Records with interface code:
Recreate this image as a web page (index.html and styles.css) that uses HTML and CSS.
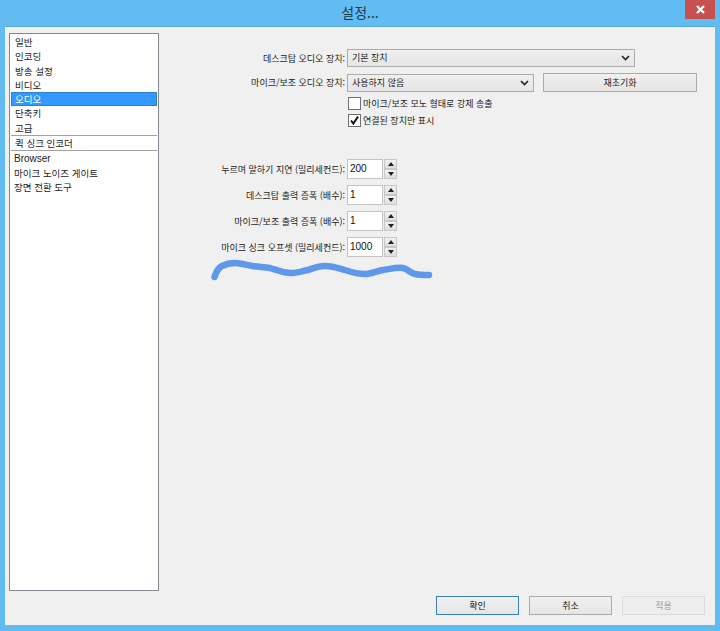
FILE: index.html
```html
<!DOCTYPE html>
<html lang="ko">
<head>
<meta charset="utf-8">
<title>설정...</title>
<link rel="stylesheet" href="styles.css">
</head>
<body>
<div class="window">
  <header class="titlebar">
    <span class="title">설정...</span>
    <span class="close"><svg width="9" height="9" viewBox="0 0 9 9"><path d="M1 1l7 7M8 1l-7 7" stroke="#fff" stroke-width="2.2" fill="none"/></svg></span>
  </header>
  <div class="client">
    <nav class="list">
      <div class="item">일반</div>
      <div class="item">인코딩</div>
      <div class="item">방송 설정</div>
      <div class="item">비디오</div>
      <div class="item selected">오디오</div>
      <div class="item">단축키</div>
      <div class="item">고급</div>
      <div class="item divided">퀵 싱크 인코더</div>
      <div class="item plugin first">Browser</div>
      <div class="item plugin">마이크 노이즈 게이트</div>
      <div class="item plugin">장면 전환 도구</div>
    </nav>
    <div class="pane">
      <section class="devices">
        <label class="label">데스크탑 오디오 장치:</label>
        <div class="select wide"><span>기본 장치</span><svg class="chev" width="9" height="6" viewBox="0 0 9 6"><path d="M1 1l3.5 3.5L8 1" stroke="#222" stroke-width="1.6" fill="none"/></svg></div>
        <label class="label">마이크/보조 오디오 장치:</label>
        <div class="inline">
          <div class="select narrow"><span>사용하지 않음</span><svg class="chev" width="9" height="6" viewBox="0 0 9 6"><path d="M1 1l3.5 3.5L8 1" stroke="#222" stroke-width="1.6" fill="none"/></svg></div>
          <div class="button reset">재초기화</div>
        </div>
        <span></span>
        <div class="checks">
          <div class="check"><span class="box"></span>마이크/보조 모노 형태로 강제 송출</div>
          <div class="check"><span class="box"><svg width="11" height="11" viewBox="0 0 11 11"><path d="M2 5.5l2.4 3L9 1.5" stroke="#111" stroke-width="2" fill="none"/></svg></span>연결된 장치만 표시</div>
        </div>
      </section>
      <section class="spins">
        <label class="label">누르며 말하기 지연 (밀리세컨드):</label>
        <div class="spin"><span class="value">200</span><span class="arrows"><i class="step"><b class="up"></b></i><i class="step"><b class="down"></b></i></span></div>
        <label class="label">데스크탑 출력 증폭 (배수):</label>
        <div class="spin"><span class="value">1</span><span class="arrows"><i class="step"><b class="up"></b></i><i class="step"><b class="down"></b></i></span></div>
        <label class="label">마이크/보조 출력 증폭 (배수):</label>
        <div class="spin"><span class="value">1</span><span class="arrows"><i class="step"><b class="up"></b></i><i class="step"><b class="down"></b></i></span></div>
        <label class="label">마이크 싱크 오프셋 (밀리세컨드):</label>
        <div class="spin"><span class="value">1000</span><span class="arrows"><i class="step"><b class="up"></b></i><i class="step"><b class="down"></b></i></span></div>
      </section>
      <footer class="actions">
        <div class="button default">확인</div>
        <div class="button">취소</div>
        <div class="button disabled">적용</div>
      </footer>
    </div>
  </div>
  <svg class="scribble" width="720" height="631" viewBox="0 0 720 631"><path d="M214.5 277C216 272 218 268 222 266C226 264 230 263 235 263C241 263 246 265 252 266C258 267 264 267 270 268C277 270 284 273 291 273C297 273 302 271 308 270C314 268 318 266 325 266C332 266 338 268 345 270C351 272 357 274 365 274C371 274 376 271 383 270C390 269 397 267 403 268C408 269 410 273 415 274C420 275 425 275 429 275" fill="none" stroke="#5f98ea" stroke-width="6.5" stroke-linecap="round" stroke-linejoin="round"/></svg>
</div>
</body>
</html>
```
FILE: styles.css
```css
* { box-sizing: border-box; }
html, body { margin: 0; padding: 0; }
body {
  width: 720px;
  height: 631px;
  overflow: hidden;
  font-family: "Noto Sans CJK KR", "Liberation Sans", sans-serif;
  font-size: 9px;
  color: #222;
}
.window {
  position: relative;
  width: 720px;
  height: 631px;
  background: #63bcf1;
  display: flex;
  flex-direction: column;
  padding: 0 5px 6px;
}
.titlebar {
  position: relative;
  height: 27px;
  flex: none;
  display: flex;
  align-items: center;
  justify-content: center;
}
.title { font-size: 14px; color: #1c3a4e; line-height: 24px; margin-top: -3px; }
.close {
  position: absolute;
  right: 0;
  top: 0;
  width: 30px;
  height: 19px;
  background: #c75050;
  display: flex;
  align-items: center;
  justify-content: center;
}
.client {
  flex: 1;
  background: #f0f0f0;
  display: flex;
  padding: 6px 0 34px 4px;
  box-shadow: 0 -1px 0 #5aa6d6;
}
.list {
  width: 150px;
  flex: none;
  background: #fff;
  border: 1px solid #828790;
  padding: 1px;
  font-size: 9.5px;
}
.item {
  height: 14.3px;
  line-height: 14px;
  padding-left: 4px;
  color: #222;
  white-space: nowrap;
}
.selected { background: #3399ff; color: #fff; border: 1px solid #2f7fd0; padding-left: 3px; line-height: 12px; }
.divided { border-top: 1px solid #a0a0a0; border-bottom: 1px solid #a0a0a0; height: 16px; line-height: 14px; }
.plugin { padding-left: 3px; height: 14px; }
.first { font-family: "Liberation Sans", sans-serif; font-size: 10px; margin-top: 1px; }
.pane {
  flex: 1;
  position: relative;
  display: flex;
  flex-direction: column;
  padding-top: 16px;
}
.devices, .spins {
  display: grid;
  grid-template-columns: 188px auto;
  justify-content: start;
  align-items: center;
}
.devices { row-gap: 6px; }
.label { text-align: right; padding-right: 2px; white-space: nowrap; }
.select {
  height: 18px;
  border: 1px solid #acacac;
  background: linear-gradient(#f0f0f0, #e5e5e5);
  display: flex;
  align-items: center;
  justify-content: space-between;
  padding: 0 4px 0 4px;
  line-height: 14px;
}
.wide { width: 288px; }
.narrow { width: 187px; }
.inline { display: flex; gap: 9px; align-items: center; width: 350px; }
.button {
  height: 19px;
  width: 89px;
  border: 1px solid #acacac;
  background: linear-gradient(#f0f0f0, #e5e5e5);
  display: flex;
  align-items: center;
  justify-content: center;
  color: #222;
}
.reset { width: 154px; }
.checks { display: flex; flex-direction: column; gap: 4px; margin-top: -1px; }
.check { display: flex; align-items: center; gap: 2px; height: 13px; white-space: nowrap; }
.box {
  width: 13px;
  height: 13px;
  background: #fff;
  border: 1px solid #707070;
  display: flex;
  align-items: center;
  justify-content: center;
  flex: none;
  margin-left: 1px;
}
.spins { margin-top: 32px; row-gap: 6px; }
.spin {
  width: 50px;
  height: 20px;
  display: flex;
  gap: 1px;
  background: #f0f0f0;
}
.value {
  width: 36px;
  background: #fff;
  padding-left: 2px;
  line-height: 17px;
  font-family: "Liberation Sans", sans-serif;
  font-size: 10px;
  border: 1px solid #c4c4c4;
  color: #111;
}
.arrows { flex: 1; display: flex; flex-direction: column; }
.step {
  flex: 1;
  display: flex;
  align-items: center;
  justify-content: center;
  background: linear-gradient(#f2f2f2, #dedede);
  border: 1px solid #c8c8c8;
}
.up, .down { display: block; width: 0; height: 0; border-left: 3.5px solid transparent; border-right: 3.5px solid transparent; }
.up { border-bottom: 4px solid #222; }
.down { border-top: 4px solid #222; }
.actions {
  margin-top: auto;
  display: flex;
  justify-content: flex-end;
  gap: 10px;
  padding-right: 10px;
  margin-bottom: -24px;
}
.actions .button { width: 83px; }
.default { border: 1px solid #3c7fb1; background: linear-gradient(#f0f0f0, #e5e5e5); }
.disabled { border-color: #dcdcdc; background: #eeeeee; color: #999; }
.scribble { position: absolute; left: 0; top: 0; pointer-events: none; }
```
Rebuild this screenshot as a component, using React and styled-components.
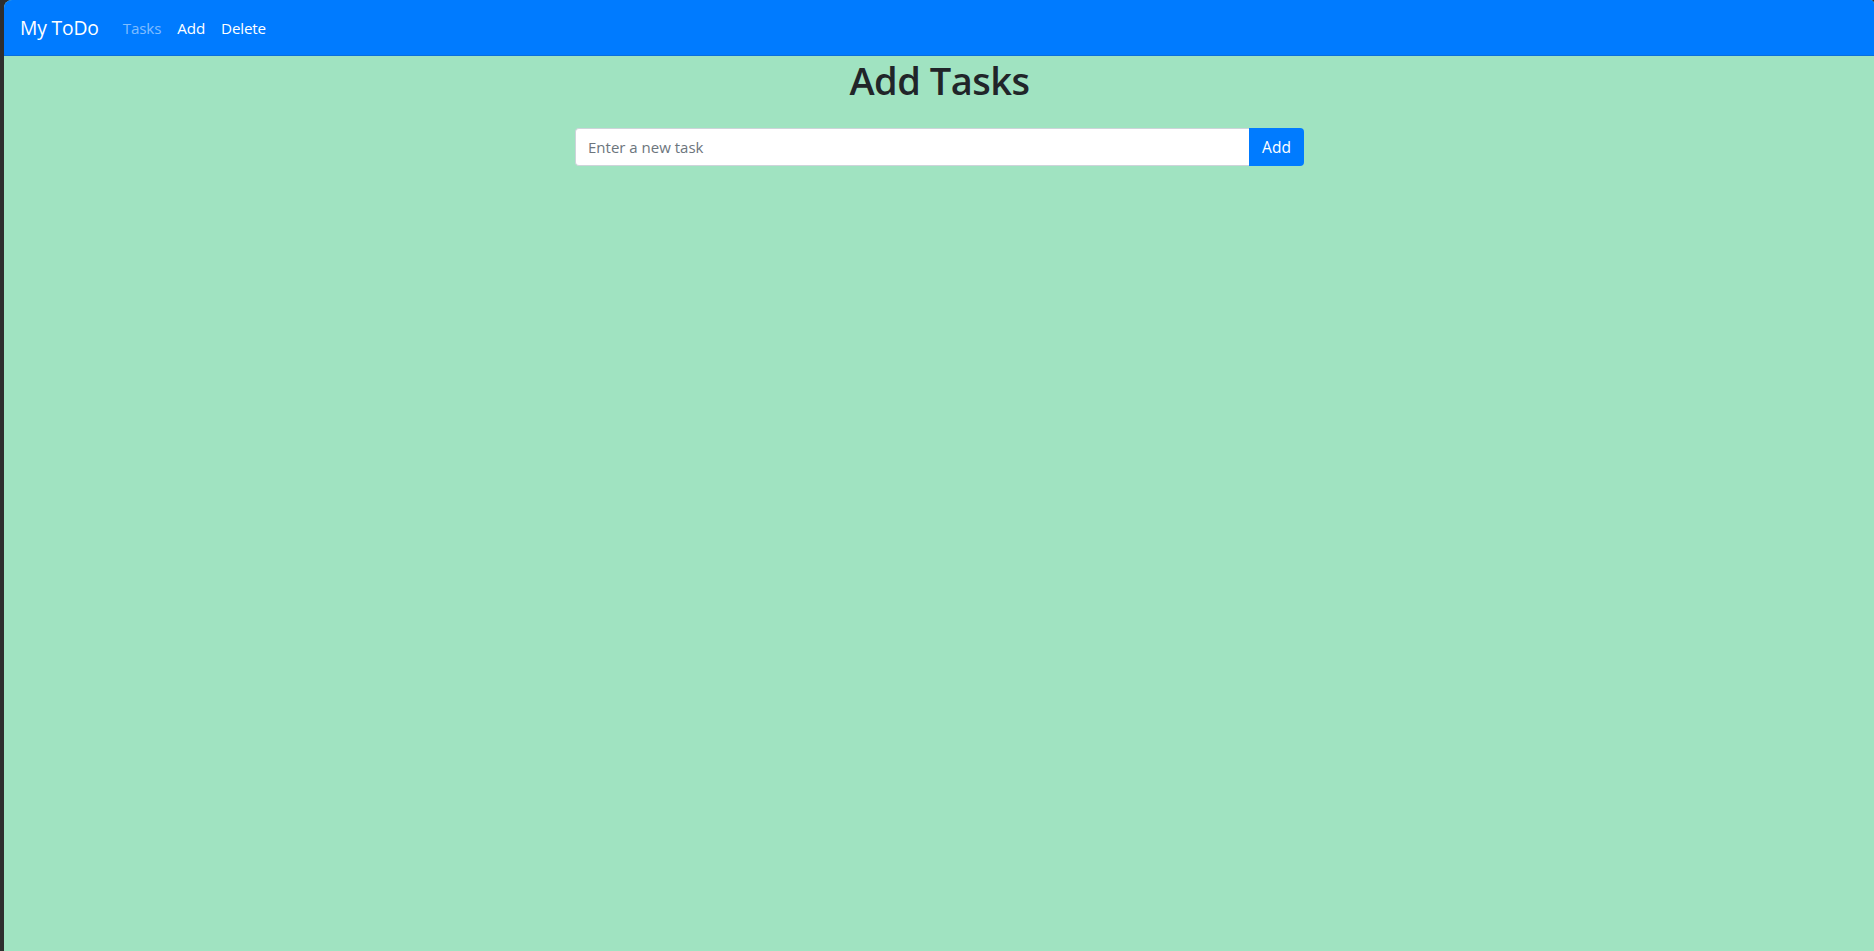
import React from 'react'
import styled, { createGlobalStyle } from 'styled-components'

const GlobalStyle = createGlobalStyle`
  html, body {
    margin: 0;
    padding: 0;
    background: #2e2e2e;
    overflow: hidden;
  }
  body {
    font-family: "Open Sans", "Noto Sans", sans-serif;
    color: #212529;
  }
  * {
    box-sizing: border-box;
  }
`

const Frame = styled.div`
  margin-left: 4px;
  height: 951px;
  background: #a0e3c1;
  border-top-left-radius: 8px;
  border-top-right-radius: 4px;
  overflow: hidden;
`

const Navbar = styled.nav`
  height: 56px;
  background: #007bff;
  display: flex;
  align-items: center;
  padding: 0 16px;
  border-bottom: 1px solid #0a6fdc;
`

const Brand = styled.a`
  font-size: 19.3px;
  color: #fff;
  margin-right: 16px;
  letter-spacing: -0.15px;
  text-decoration: none;
`

const NavLink = styled.a`
  font-size: 15.2px;
  padding: 0 8px;
  color: ${p => (p.muted ? 'rgba(255, 255, 255, 0.5)' : '#fff')};
  letter-spacing: -0.15px;
  text-decoration: none;
`

const Main = styled.main`
  display: flex;
  flex-direction: column;
  align-items: center;
  padding-left: 1px;
`

const Title = styled.h1`
  margin: 0 0 24px;
  font-size: 38px;
  font-weight: 600;
  line-height: 48px;
  letter-spacing: -0.5px;
  color: #212529;
`

const InputGroup = styled.form`
  display: flex;
  width: 729px;
  height: 38px;
`

const TaskInput = styled.input`
  flex: 1;
  height: 100%;
  padding: 0 12px;
  border: 1px solid #ced4da;
  border-right: none;
  border-radius: 4px 0 0 4px;
  font-family: "Open Sans", "Noto Sans", sans-serif;
  font-size: 15px;
  color: #495057;
  background: #fff;
  outline: none;
  &::placeholder {
    color: #6c757d;
  }
`

const AddButton = styled.button`
  width: 55px;
  height: 100%;
  border: none;
  border-radius: 0 4px 4px 0;
  background: #007bff;
  color: #fff;
  font-family: "Open Sans", "Noto Sans", sans-serif;
  font-size: 15.5px;
  cursor: pointer;
`

export default function App() {
  return (
    <>
      <GlobalStyle />
      <Frame>
        <Navbar>
          <Brand>My ToDo</Brand>
          <NavLink muted>Tasks</NavLink>
          <NavLink>Add</NavLink>
          <NavLink>Delete</NavLink>
        </Navbar>
        <Main>
          <Title>Add Tasks</Title>
          <InputGroup onSubmit={e => e.preventDefault()}>
            <TaskInput placeholder="Enter a new task" />
            <AddButton type="submit">Add</AddButton>
          </InputGroup>
        </Main>
      </Frame>
    </>
  )
}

▶ **Requirement**
For each line of the listing that holds the word "styles", show that line.

▶ **Task solution**
Recreate this image as a web page (index.html and styles.css) that uses HTML and CSS.
<link rel="stylesheet" href="styles.css">
FILE: styles.css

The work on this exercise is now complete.